Wilhelm’s new advisors tried their best to keep him out of trouble. Under Wilhelm, the military spread the German empire overseas and started a major arms race with Great Britain. Wilhelm’s policies put Germany on the path to major trouble in the 20th century.
Great Britain
Britain continued its measured pace of reform in the face of continental unrest. In 1868, William Gladstone succeeded Benjamin Disraeli as prime minister and began a period of major political and social reform.
Gladstone led Parliament in passing:
Gladstone also reformed the military and judiciary. Gladstone ended the patronage system in the civil service. He also gave workers the right to strike and legalized trade unions.
Disraeli re-gained his post from 1874-1880. Disraeli shifted the focus outward, buying the Suez Canal from the French in 1875, naming Queen Victoria “Empress of India” with the Royal Titles Bill of 1876, and representing Britain at the Congress of Berlin in 1878 to support the Ottoman Empire against Russia.
Gladstone defeated Disraeli again in 1880. This time, Gladstone extended suffrage to rural voters. Gladstone also attempted to give Ireland home rule, but the issue split the Liberal Party.

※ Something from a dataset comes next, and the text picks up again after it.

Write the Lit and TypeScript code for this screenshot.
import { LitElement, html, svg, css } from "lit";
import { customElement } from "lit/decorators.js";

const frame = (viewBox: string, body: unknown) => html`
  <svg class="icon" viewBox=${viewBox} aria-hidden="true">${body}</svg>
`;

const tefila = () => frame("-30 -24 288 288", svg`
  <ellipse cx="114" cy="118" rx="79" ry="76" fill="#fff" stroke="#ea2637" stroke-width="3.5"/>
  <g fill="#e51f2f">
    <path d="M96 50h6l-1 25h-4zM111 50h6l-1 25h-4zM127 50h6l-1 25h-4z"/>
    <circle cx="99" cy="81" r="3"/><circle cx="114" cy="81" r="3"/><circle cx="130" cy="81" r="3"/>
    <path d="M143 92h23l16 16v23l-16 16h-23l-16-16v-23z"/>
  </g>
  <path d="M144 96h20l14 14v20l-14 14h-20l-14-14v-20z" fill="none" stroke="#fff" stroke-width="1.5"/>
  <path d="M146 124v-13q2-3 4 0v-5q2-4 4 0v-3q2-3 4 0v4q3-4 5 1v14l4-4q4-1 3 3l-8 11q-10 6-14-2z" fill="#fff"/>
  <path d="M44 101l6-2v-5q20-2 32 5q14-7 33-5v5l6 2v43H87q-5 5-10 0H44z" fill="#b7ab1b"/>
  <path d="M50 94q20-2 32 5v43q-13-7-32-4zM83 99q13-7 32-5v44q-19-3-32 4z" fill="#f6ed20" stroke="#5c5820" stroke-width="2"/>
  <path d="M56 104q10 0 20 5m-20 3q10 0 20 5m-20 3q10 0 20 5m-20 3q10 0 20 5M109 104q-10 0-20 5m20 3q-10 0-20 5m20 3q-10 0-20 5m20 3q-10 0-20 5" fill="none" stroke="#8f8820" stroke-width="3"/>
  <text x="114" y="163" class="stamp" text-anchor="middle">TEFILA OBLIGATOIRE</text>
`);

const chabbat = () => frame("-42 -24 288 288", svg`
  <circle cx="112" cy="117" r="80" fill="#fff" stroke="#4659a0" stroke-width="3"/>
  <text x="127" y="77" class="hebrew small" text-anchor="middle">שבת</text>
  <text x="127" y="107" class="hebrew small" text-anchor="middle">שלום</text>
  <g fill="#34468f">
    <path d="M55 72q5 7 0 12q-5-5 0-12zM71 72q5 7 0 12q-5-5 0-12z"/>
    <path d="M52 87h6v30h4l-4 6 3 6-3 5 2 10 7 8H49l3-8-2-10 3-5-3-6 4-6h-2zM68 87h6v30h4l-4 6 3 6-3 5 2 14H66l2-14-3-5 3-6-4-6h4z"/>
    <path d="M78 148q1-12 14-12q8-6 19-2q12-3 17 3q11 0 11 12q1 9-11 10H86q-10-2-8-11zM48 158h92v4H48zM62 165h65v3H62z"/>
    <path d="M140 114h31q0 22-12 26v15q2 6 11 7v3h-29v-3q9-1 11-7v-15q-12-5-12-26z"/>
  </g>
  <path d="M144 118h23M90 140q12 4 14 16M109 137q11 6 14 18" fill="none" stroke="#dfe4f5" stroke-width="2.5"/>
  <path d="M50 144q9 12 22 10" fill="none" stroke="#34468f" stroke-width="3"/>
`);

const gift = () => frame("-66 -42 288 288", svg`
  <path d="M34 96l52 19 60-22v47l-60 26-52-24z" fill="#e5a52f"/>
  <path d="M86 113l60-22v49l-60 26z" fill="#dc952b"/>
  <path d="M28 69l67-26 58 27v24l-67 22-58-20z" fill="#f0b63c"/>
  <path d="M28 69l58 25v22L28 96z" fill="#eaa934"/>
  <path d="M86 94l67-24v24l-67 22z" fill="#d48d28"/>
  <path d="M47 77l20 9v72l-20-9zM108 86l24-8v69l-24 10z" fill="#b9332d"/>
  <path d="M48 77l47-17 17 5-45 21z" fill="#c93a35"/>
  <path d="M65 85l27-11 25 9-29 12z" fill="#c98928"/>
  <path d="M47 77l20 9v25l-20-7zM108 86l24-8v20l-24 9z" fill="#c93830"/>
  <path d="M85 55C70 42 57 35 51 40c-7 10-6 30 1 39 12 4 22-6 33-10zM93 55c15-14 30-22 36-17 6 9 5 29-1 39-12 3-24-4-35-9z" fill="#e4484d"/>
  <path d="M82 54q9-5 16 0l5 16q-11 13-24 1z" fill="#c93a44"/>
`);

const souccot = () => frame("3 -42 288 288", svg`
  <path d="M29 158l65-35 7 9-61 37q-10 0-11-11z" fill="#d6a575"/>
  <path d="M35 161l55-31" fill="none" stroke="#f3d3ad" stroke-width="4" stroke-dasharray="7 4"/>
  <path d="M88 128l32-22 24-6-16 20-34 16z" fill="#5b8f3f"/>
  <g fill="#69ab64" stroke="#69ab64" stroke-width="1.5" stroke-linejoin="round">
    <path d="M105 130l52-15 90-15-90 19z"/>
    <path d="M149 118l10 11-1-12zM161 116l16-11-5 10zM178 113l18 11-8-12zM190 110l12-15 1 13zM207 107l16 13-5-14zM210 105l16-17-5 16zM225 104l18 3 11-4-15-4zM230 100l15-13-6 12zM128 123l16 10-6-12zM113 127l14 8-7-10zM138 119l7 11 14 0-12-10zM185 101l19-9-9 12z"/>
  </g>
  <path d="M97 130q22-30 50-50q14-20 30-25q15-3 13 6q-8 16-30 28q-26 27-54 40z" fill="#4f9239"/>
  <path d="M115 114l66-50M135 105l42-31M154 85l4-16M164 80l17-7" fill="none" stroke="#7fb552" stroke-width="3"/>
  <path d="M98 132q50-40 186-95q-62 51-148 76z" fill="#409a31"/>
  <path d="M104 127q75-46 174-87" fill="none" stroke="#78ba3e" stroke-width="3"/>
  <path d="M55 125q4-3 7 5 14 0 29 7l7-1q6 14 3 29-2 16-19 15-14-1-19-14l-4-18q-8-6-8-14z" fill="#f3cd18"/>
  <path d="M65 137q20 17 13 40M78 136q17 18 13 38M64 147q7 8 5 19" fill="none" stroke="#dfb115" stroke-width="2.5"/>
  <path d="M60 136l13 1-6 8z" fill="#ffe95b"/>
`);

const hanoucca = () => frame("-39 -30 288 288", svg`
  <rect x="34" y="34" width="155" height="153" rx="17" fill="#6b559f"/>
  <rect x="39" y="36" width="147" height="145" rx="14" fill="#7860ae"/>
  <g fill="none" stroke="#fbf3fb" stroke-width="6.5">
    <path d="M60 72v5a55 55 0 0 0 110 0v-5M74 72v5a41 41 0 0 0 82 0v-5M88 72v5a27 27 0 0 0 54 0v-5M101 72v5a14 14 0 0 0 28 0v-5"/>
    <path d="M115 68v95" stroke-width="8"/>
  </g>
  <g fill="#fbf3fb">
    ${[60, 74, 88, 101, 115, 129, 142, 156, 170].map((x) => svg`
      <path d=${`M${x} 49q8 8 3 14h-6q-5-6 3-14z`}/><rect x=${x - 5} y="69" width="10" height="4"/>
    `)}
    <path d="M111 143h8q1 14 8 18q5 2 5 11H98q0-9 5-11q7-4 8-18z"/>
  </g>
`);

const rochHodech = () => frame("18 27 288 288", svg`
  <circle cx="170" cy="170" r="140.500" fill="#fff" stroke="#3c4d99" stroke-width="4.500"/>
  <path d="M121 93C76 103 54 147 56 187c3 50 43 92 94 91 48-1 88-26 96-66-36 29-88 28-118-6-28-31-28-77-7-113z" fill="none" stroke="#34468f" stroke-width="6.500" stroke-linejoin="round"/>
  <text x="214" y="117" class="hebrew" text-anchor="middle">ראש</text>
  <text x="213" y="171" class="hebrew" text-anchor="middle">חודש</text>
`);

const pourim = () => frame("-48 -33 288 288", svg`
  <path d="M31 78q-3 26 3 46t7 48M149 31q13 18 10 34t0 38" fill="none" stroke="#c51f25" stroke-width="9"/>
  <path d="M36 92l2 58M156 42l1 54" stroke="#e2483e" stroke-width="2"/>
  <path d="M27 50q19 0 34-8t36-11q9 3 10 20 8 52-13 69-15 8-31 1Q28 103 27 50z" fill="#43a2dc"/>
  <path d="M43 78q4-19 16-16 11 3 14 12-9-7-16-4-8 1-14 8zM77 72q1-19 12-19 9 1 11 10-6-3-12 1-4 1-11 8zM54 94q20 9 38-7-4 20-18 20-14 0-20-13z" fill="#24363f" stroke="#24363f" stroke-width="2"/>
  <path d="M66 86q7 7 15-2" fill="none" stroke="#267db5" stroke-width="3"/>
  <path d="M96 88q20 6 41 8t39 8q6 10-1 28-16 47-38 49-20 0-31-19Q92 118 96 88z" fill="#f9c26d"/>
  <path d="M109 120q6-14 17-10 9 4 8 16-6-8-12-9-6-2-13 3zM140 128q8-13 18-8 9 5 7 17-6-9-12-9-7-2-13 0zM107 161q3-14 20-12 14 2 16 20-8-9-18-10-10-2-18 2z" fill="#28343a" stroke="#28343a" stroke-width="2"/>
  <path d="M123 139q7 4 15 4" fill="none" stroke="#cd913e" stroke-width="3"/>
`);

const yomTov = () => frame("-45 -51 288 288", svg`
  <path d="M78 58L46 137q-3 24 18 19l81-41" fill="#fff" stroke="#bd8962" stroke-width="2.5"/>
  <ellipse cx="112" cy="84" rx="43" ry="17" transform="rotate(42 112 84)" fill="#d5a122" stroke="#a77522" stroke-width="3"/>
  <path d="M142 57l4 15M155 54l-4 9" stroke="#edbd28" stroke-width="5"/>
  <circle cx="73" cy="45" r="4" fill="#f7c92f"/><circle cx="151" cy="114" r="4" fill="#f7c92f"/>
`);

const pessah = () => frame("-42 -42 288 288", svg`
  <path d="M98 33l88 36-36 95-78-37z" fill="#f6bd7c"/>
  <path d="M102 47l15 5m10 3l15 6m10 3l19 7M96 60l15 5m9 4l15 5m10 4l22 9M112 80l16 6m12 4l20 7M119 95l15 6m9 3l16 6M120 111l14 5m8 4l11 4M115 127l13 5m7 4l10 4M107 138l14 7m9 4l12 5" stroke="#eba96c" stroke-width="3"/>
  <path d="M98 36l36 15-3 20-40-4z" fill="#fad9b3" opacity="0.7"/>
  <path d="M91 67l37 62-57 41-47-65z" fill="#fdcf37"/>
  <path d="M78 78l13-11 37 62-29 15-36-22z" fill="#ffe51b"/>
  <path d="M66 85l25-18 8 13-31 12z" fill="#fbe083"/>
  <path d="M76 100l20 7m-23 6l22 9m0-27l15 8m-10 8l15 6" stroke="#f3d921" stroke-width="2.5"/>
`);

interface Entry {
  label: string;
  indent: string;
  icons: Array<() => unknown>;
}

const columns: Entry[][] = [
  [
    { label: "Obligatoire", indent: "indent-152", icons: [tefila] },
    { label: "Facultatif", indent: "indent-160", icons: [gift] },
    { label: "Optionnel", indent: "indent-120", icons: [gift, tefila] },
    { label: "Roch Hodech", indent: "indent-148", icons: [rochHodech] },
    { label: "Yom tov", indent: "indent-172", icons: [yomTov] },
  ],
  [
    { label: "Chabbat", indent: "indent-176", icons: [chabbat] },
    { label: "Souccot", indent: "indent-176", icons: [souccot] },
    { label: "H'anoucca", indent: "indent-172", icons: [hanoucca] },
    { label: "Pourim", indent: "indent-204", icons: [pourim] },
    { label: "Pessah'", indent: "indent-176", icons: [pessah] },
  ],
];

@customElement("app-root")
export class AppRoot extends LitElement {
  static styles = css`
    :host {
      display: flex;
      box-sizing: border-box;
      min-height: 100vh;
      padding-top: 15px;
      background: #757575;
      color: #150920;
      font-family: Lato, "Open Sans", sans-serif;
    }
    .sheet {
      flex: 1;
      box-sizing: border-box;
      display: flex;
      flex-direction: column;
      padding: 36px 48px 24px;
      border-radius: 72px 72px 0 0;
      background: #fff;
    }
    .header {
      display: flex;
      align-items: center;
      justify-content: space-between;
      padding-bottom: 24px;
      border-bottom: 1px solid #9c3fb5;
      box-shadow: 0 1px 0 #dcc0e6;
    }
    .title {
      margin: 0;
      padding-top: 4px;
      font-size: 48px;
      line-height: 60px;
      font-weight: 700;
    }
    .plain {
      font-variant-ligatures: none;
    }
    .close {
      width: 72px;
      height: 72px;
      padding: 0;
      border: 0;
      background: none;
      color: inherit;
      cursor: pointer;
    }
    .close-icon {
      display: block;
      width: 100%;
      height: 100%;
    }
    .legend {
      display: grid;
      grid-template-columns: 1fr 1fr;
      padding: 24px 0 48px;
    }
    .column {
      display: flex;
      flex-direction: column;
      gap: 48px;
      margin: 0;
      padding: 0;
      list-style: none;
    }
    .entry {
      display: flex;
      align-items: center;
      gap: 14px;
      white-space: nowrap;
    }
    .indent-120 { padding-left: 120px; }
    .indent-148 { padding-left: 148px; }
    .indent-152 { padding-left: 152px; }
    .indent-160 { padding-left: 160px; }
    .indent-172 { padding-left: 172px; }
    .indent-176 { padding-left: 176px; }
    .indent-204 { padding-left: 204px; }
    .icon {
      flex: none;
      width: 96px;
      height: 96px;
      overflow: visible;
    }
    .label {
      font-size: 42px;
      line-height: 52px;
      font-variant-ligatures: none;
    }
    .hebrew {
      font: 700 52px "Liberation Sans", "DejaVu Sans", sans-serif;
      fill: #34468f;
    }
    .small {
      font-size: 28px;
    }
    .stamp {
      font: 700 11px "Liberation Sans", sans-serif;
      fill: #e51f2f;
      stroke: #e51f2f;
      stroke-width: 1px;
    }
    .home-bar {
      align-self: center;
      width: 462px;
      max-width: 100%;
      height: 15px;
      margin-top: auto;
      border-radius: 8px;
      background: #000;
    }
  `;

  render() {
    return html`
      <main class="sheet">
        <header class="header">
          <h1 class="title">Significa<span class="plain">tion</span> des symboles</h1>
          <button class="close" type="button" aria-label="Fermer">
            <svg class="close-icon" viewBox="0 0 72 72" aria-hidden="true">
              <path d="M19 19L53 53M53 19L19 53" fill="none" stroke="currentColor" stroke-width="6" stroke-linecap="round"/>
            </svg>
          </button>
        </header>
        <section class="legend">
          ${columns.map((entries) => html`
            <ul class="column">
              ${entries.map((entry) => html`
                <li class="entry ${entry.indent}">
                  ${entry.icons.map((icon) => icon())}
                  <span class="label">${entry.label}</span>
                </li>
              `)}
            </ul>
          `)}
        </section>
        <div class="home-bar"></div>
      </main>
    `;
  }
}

During this time, the British Parliament had remained a bicameral legislature: the House of Commons and the House of Lords, the unelected upper house that represented the aristocracy and the Church of England. In 1909, prime minister David Lloyd George sent a budget to the House of Lords that taxed the wealthy to pay for social programs; the Lords vetoed it. Lloyd George turned to the king, George V, who reluctantly agreed to entitle enough commoners to overwhelm the conservatives in the House of Lords. The conservatives backed down, and in the Parliament Act of 1911, the House of Lords lost its claim to power over the budget and the ability to veto legislation.